Stored data:
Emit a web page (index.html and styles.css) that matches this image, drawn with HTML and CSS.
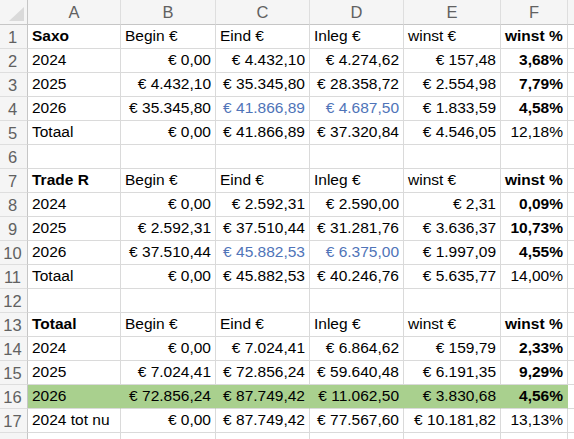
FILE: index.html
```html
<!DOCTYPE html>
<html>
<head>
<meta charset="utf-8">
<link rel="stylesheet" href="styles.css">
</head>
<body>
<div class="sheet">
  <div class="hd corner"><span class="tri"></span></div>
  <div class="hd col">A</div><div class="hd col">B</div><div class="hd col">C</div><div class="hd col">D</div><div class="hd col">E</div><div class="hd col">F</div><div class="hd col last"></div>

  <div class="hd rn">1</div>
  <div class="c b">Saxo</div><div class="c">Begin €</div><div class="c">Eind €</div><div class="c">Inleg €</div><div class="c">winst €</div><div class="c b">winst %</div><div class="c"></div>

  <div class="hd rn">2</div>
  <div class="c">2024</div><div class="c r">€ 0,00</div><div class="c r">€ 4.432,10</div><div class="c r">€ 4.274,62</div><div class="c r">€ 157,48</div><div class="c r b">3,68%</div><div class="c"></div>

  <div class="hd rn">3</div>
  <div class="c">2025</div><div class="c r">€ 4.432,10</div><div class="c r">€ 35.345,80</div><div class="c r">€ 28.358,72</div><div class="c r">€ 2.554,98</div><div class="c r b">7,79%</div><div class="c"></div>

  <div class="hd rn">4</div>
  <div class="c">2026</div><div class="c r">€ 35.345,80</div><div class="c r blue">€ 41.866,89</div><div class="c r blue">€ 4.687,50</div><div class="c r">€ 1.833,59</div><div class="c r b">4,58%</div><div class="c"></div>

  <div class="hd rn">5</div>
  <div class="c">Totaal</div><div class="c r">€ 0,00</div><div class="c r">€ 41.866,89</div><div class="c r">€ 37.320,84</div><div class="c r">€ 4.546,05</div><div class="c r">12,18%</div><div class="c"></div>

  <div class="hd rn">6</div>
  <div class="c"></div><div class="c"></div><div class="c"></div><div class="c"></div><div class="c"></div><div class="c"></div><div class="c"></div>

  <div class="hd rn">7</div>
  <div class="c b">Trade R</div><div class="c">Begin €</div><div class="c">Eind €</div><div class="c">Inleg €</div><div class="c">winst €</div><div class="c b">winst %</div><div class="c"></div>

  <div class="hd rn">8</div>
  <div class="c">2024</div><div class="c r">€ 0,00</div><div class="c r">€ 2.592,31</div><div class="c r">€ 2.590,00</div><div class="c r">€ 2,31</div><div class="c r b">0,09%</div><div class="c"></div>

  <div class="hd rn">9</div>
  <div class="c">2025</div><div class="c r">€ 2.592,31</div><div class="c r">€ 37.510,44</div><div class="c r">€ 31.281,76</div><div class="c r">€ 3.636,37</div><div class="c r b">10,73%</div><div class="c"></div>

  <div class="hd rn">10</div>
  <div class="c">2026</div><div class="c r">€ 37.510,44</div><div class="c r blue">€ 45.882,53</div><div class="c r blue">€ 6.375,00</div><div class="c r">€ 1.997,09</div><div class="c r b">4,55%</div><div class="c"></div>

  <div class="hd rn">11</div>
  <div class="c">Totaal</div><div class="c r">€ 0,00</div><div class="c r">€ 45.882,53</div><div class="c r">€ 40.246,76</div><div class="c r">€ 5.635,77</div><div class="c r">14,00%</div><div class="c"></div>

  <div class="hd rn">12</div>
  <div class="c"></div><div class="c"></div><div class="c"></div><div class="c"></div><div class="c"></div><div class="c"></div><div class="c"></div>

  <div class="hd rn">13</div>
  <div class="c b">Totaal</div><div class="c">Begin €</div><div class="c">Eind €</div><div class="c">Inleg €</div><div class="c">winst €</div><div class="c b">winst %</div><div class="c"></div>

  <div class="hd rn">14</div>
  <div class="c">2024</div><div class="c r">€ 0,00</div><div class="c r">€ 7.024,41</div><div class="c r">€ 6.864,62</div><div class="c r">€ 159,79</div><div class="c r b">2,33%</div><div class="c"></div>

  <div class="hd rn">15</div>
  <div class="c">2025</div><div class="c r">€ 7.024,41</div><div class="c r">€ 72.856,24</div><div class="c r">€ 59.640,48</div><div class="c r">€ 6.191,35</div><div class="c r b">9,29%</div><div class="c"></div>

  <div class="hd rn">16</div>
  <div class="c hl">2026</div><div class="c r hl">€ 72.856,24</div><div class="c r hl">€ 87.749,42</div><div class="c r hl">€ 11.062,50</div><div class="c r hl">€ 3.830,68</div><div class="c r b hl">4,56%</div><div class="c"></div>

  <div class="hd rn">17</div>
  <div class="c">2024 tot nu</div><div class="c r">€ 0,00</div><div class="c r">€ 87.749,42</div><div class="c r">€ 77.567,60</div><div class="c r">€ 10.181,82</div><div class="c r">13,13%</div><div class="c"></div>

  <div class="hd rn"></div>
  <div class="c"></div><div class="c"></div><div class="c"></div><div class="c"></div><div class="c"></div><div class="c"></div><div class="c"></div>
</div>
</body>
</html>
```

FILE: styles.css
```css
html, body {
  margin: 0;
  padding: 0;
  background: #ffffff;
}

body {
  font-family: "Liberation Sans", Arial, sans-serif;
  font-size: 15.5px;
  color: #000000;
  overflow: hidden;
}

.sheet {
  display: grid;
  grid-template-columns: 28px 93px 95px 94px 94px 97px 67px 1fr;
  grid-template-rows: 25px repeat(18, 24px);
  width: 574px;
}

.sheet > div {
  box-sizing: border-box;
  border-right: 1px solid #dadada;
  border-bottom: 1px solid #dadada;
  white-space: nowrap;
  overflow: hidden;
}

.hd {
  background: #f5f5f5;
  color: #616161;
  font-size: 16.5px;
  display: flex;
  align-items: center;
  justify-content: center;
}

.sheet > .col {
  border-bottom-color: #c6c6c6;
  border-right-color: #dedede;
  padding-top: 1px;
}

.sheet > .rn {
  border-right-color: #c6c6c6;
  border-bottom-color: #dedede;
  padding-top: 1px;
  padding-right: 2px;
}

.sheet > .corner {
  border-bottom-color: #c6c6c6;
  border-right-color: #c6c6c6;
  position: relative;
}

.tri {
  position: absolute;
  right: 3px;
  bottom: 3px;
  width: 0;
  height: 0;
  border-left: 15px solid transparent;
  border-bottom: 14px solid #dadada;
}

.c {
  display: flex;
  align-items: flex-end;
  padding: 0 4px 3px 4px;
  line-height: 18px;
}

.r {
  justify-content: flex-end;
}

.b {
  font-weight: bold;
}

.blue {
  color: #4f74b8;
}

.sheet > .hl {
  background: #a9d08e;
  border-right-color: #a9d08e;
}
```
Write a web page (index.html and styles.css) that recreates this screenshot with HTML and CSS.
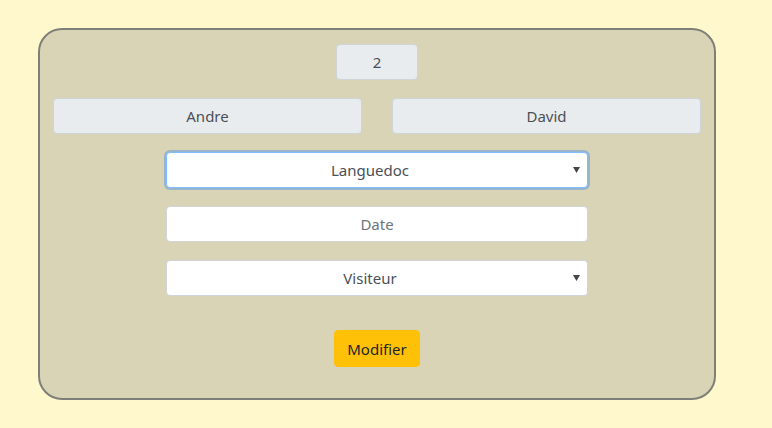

__Stated problem__
Please write out all the data again word for word, but not the pictures.

__Final result__
Emit a web page (index.html and styles.css) that matches this image, drawn with HTML and CSS.
FILE: index.html
```html
<!DOCTYPE html>
<html>
<head>
<meta charset="utf-8">
<link rel="stylesheet" href="styles.css">
</head>
<body>
<div class="sheet">
  <div class="hd corner"><span class="tri"></span></div>
  <div class="hd col">A</div><div class="hd col">B</div><div class="hd col">C</div><div class="hd col">D</div><div class="hd col">E</div><div class="hd col">F</div><div class="hd col last"></div>

  <div class="hd rn">1</div>
  <div class="c b">Saxo</div><div class="c">Begin €</div><div class="c">Eind €</div><div class="c">Inleg €</div><div class="c">winst €</div><div class="c b">winst %</div><div class="c"></div>

  <div class="hd rn">2</div>
  <div class="c">2024</div><div class="c r">€ 0,00</div><div class="c r">€ 4.432,10</div><div class="c r">€ 4.274,62</div><div class="c r">€ 157,48</div><div class="c r b">3,68%</div><div class="c"></div>

  <div class="hd rn">3</div>
  <div class="c">2025</div><div class="c r">€ 4.432,10</div><div class="c r">€ 35.345,80</div><div class="c r">€ 28.358,72</div><div class="c r">€ 2.554,98</div><div class="c r b">7,79%</div><div class="c"></div>

  <div class="hd rn">4</div>
  <div class="c">2026</div><div class="c r">€ 35.345,80</div><div class="c r blue">€ 41.866,89</div><div class="c r blue">€ 4.687,50</div><div class="c r">€ 1.833,59</div><div class="c r b">4,58%</div><div class="c"></div>

  <div class="hd rn">5</div>
  <div class="c">Totaal</div><div class="c r">€ 0,00</div><div class="c r">€ 41.866,89</div><div class="c r">€ 37.320,84</div><div class="c r">€ 4.546,05</div><div class="c r">12,18%</div><div class="c"></div>

  <div class="hd rn">6</div>
  <div class="c"></div><div class="c"></div><div class="c"></div><div class="c"></div><div class="c"></div><div class="c"></div><div class="c"></div>

  <div class="hd rn">7</div>
  <div class="c b">Trade R</div><div class="c">Begin €</div><div class="c">Eind €</div><div class="c">Inleg €</div><div class="c">winst €</div><div class="c b">winst %</div><div class="c"></div>

  <div class="hd rn">8</div>
  <div class="c">2024</div><div class="c r">€ 0,00</div><div class="c r">€ 2.592,31</div><div class="c r">€ 2.590,00</div><div class="c r">€ 2,31</div><div class="c r b">0,09%</div><div class="c"></div>

  <div class="hd rn">9</div>
  <div class="c">2025</div><div class="c r">€ 2.592,31</div><div class="c r">€ 37.510,44</div><div class="c r">€ 31.281,76</div><div class="c r">€ 3.636,37</div><div class="c r b">10,73%</div><div class="c"></div>

  <div class="hd rn">10</div>
  <div class="c">2026</div><div class="c r">€ 37.510,44</div><div class="c r blue">€ 45.882,53</div><div class="c r blue">€ 6.375,00</div><div class="c r">€ 1.997,09</div><div class="c r b">4,55%</div><div class="c"></div>

  <div class="hd rn">11</div>
  <div class="c">Totaal</div><div class="c r">€ 0,00</div><div class="c r">€ 45.882,53</div><div class="c r">€ 40.246,76</div><div class="c r">€ 5.635,77</div><div class="c r">14,00%</div><div class="c"></div>

  <div class="hd rn">12</div>
  <div class="c"></div><div class="c"></div><div class="c"></div><div class="c"></div><div class="c"></div><div class="c"></div><div class="c"></div>

  <div class="hd rn">13</div>
  <div class="c b">Totaal</div><div class="c">Begin €</div><div class="c">Eind €</div><div class="c">Inleg €</div><div class="c">winst €</div><div class="c b">winst %</div><div class="c"></div>

  <div class="hd rn">14</div>
  <div class="c">2024</div><div class="c r">€ 0,00</div><div class="c r">€ 7.024,41</div><div class="c r">€ 6.864,62</div><div class="c r">€ 159,79</div><div class="c r b">2,33%</div><div class="c"></div>

  <div class="hd rn">15</div>
  <div class="c">2025</div><div class="c r">€ 7.024,41</div><div class="c r">€ 72.856,24</div><div class="c r">€ 59.640,48</div><div class="c r">€ 6.191,35</div><div class="c r b">9,29%</div><div class="c"></div>

  <div class="hd rn">16</div>
  <div class="c hl">2026</div><div class="c r hl">€ 72.856,24</div><div class="c r hl">€ 87.749,42</div><div class="c r hl">€ 11.062,50</div><div class="c r hl">€ 3.830,68</div><div class="c r b hl">4,56%</div><div class="c"></div>

  <div class="hd rn">17</div>
  <div class="c">2024 tot nu</div><div class="c r">€ 0,00</div><div class="c r">€ 87.749,42</div><div class="c r">€ 77.567,60</div><div class="c r">€ 10.181,82</div><div class="c r">13,13%</div><div class="c"></div>

  <div class="hd rn"></div>
  <div class="c"></div><div class="c"></div><div class="c"></div><div class="c"></div><div class="c"></div><div class="c"></div><div class="c"></div>
</div>
</body>
</html>
```

FILE: styles.css
```css
html, body {
  margin: 0;
  padding: 0;
  background: #ffffff;
}

body {
  font-family: "Liberation Sans", Arial, sans-serif;
  font-size: 15.5px;
  color: #000000;
  overflow: hidden;
}

.sheet {
  display: grid;
  grid-template-columns: 28px 93px 95px 94px 94px 97px 67px 1fr;
  grid-template-rows: 25px repeat(18, 24px);
  width: 574px;
}

.sheet > div {
  box-sizing: border-box;
  border-right: 1px solid #dadada;
  border-bottom: 1px solid #dadada;
  white-space: nowrap;
  overflow: hidden;
}

.hd {
  background: #f5f5f5;
  color: #616161;
  font-size: 16.5px;
  display: flex;
  align-items: center;
  justify-content: center;
}

.sheet > .col {
  border-bottom-color: #c6c6c6;
  border-right-color: #dedede;
  padding-top: 1px;
}

.sheet > .rn {
  border-right-color: #c6c6c6;
  border-bottom-color: #dedede;
  padding-top: 1px;
  padding-right: 2px;
}

.sheet > .corner {
  border-bottom-color: #c6c6c6;
  border-right-color: #c6c6c6;
  position: relative;
}

.tri {
  position: absolute;
  right: 3px;
  bottom: 3px;
  width: 0;
  height: 0;
  border-left: 15px solid transparent;
  border-bottom: 14px solid #dadada;
}

.c {
  display: flex;
  align-items: flex-end;
  padding: 0 4px 3px 4px;
  line-height: 18px;
}

.r {
  justify-content: flex-end;
}

.b {
  font-weight: bold;
}

.blue {
  color: #4f74b8;
}

.sheet > .hl {
  background: #a9d08e;
  border-right-color: #a9d08e;
}
```
Write a web page (index.html and styles.css) that recreates this screenshot with HTML and CSS.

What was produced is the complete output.